Altus Airmen assist Soldiers in mobile rocket joint exercise

  • Published
  • By Airman 1st Class Nathan Clark
  • 97th Air Mobility Wing Public Affairs
There's a lot of moving parts when Soldiers from Fort Sill, Oklahoma, are airlifted from Altus Air Force Base to fire their High Mobility Artillery Rocket Systems in Colorado.

Airmen from the 58th Airlift Squadron and the 97th Logistics Readiness Squadron teamed up March 6, to transport Soldiers from the 1st Battalion, 14 Field Artillery Regiment, 214th Fires Brigade for a field artillery exercise.

Army Lt. Col. J.P. Maddaloni, the 14th FAR, 214th FB, battalion commander said the exercise, “based on a tactical scenario,” was an opportunity in which his team demonstrated their capabilities. Shortly after his team exited a C-17 Globemaster III, they were able to go into live fire.

"It's very important to work out the kinks now for our deployment readiness." Maddaloni said. "It could be anywhere in the U.S. Central Command theater where we would have to be forward deployed and very rapidly get to an airfield and then execute our fires."

For that to happen, communication between the working members is key.

"I'm the go between for the Army and the group that's doing the airlift," said Air Force Staff Sgt. William Martineau, the 97th LRS aerial operations supervisor. "There are certain steps and procedures that have to happen; making sure everything is air worthy, that no one's going to get injured, and the safety of flights."

Along with his normal duties Martineau and his air operations Airmen were able to help show the Soldiers the process of securing their vehicles in the aircraft, because in a real-world situation the Soldiers may be the ones securing their vehicles.

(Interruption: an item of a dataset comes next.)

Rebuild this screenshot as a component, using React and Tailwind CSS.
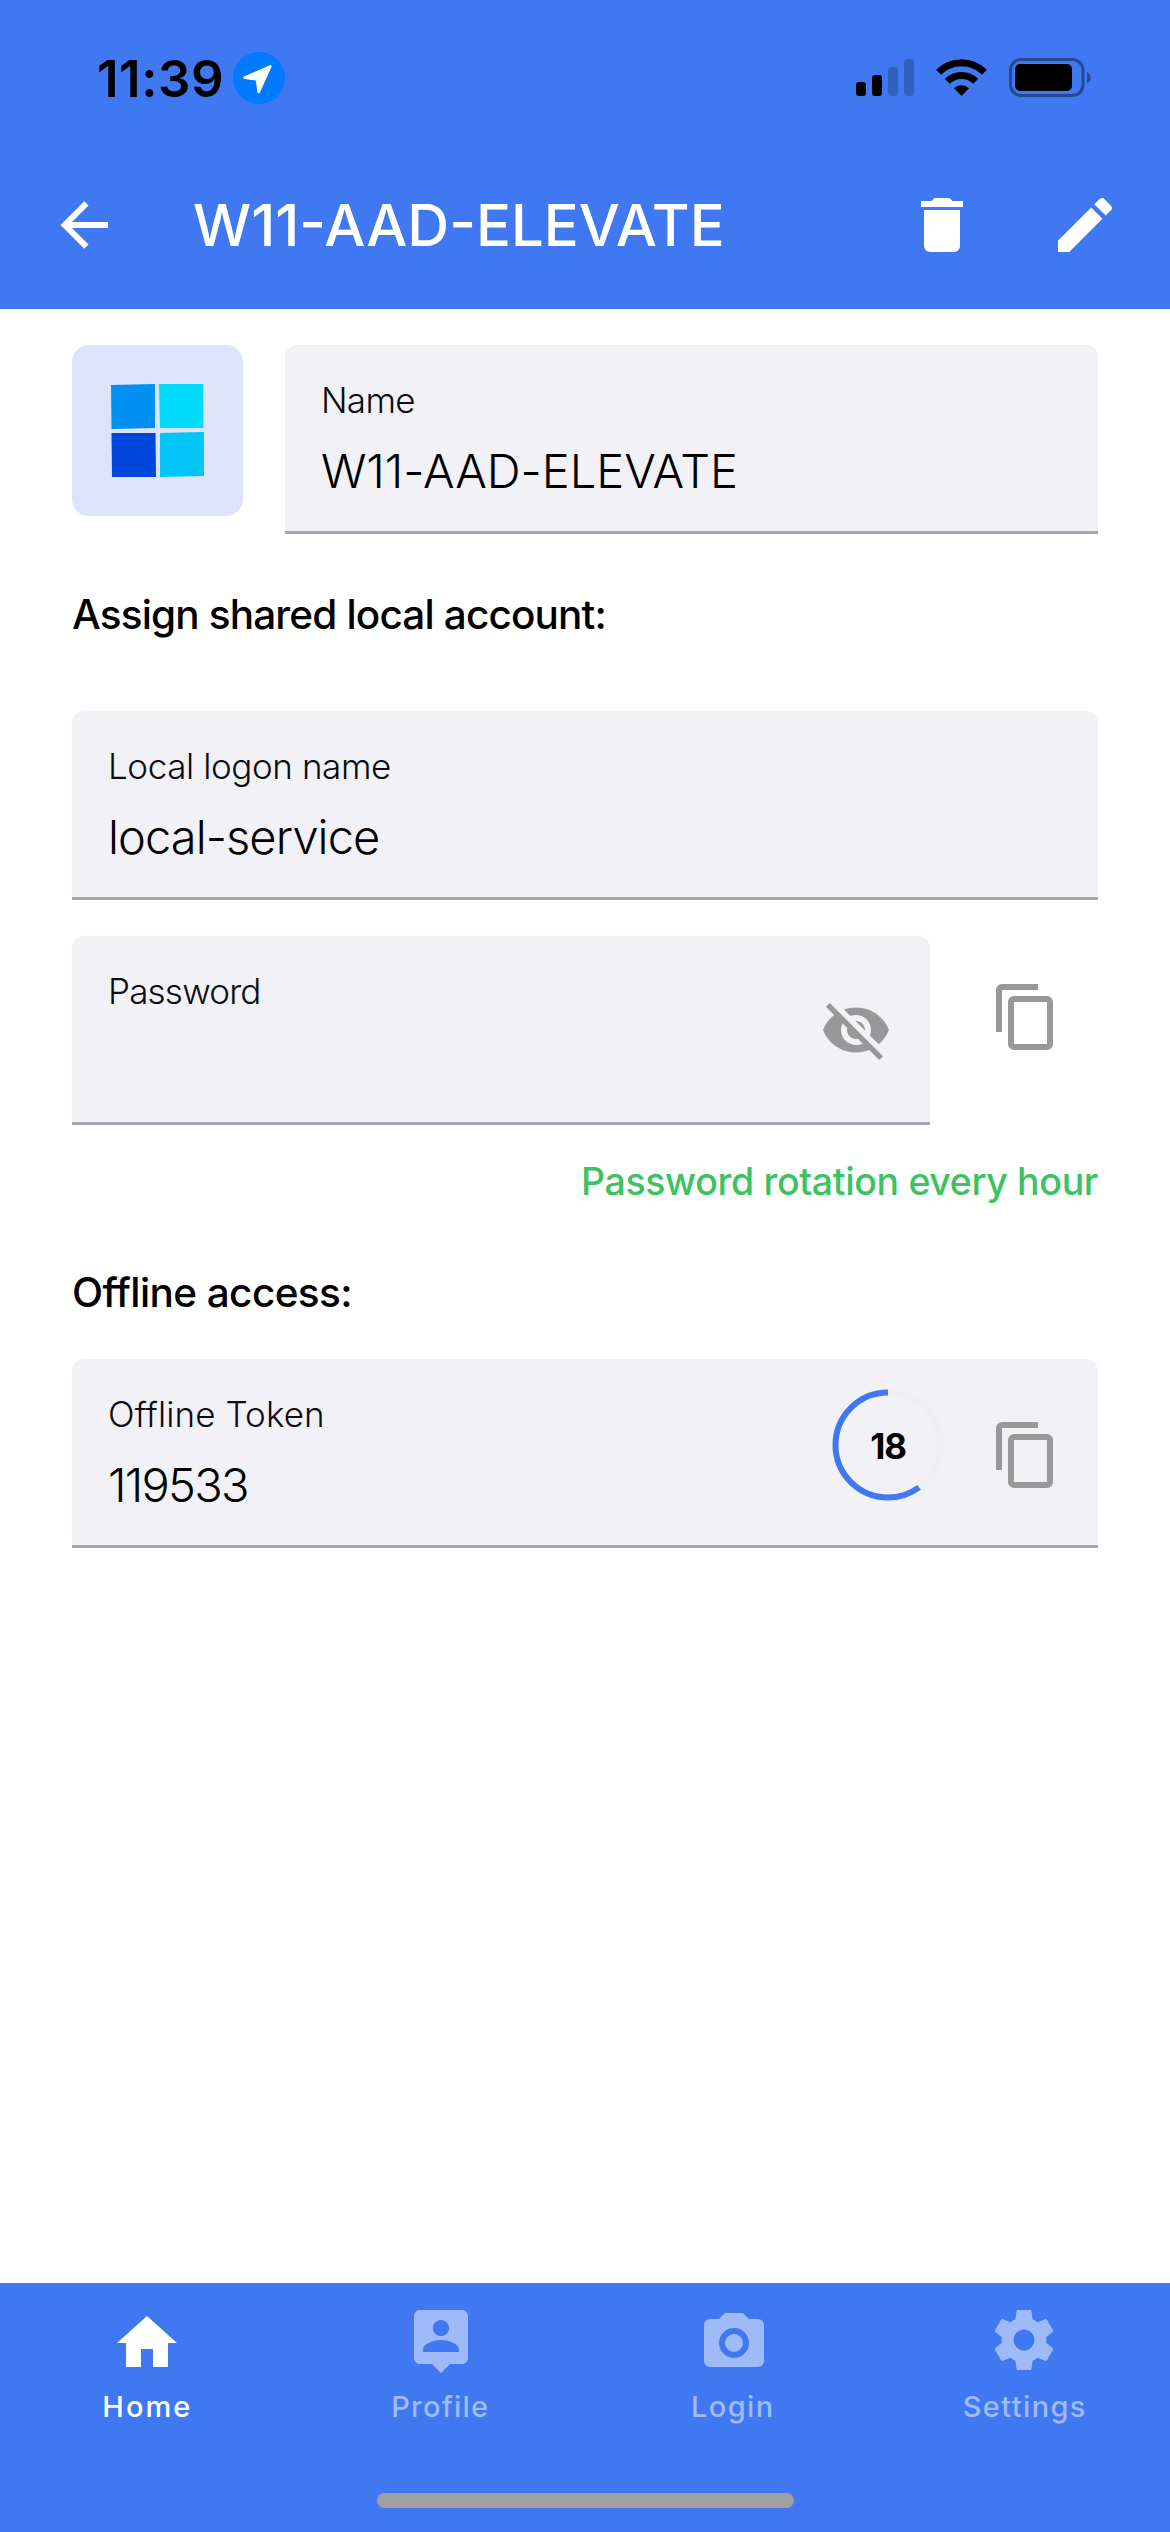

On the airlift end of the operation, Air Force Tech. Sgt. Donnie McCorckle, a 58th AS instructor loadmaster, took a major part in coordinating the flight.

"Coordination for this process has been very thorough," McCorckle said. "We have had multiple meetings in person, many phone calls and emails with our Fort Sill representatives, LRS, intel, tactics, the 58th AS and wing current ops. Really the LRS support, the aircrew and the Fort Sill operators are doing the hard work and are the ones that make this training happen."

All the hard work each person involved helped not only the Army, but served as a chance for members of the 58th AS to refresh and demonstrate their proficiency.

C-17 instructor pilots were able to complete multiple flying objectives including mountainous, low-level flight, ridge crossings, as well as the opportunity to gain familiarity in joint operations, said Air Force Capt. Grant Behning, the 58th AS flight commander of training.

"This helps sharpen our instructor loadmaster’s skills," McCorkle said. "Day-to-day operations consists of training our student loadmasters, but it doesn't really give us an opportunity to get our hands dirty and perform. By doing this, it gives our students better instruction by improving our already excellent instructors."

Keeping the aircrews sharp ensures smooth joint operations and happy services on each side.

"I'm so proud of my Soldiers and of the cooperation we've had here at Altus Air Force Base," Maddaloni said. "They're truly great partners and we couldn't do it without them."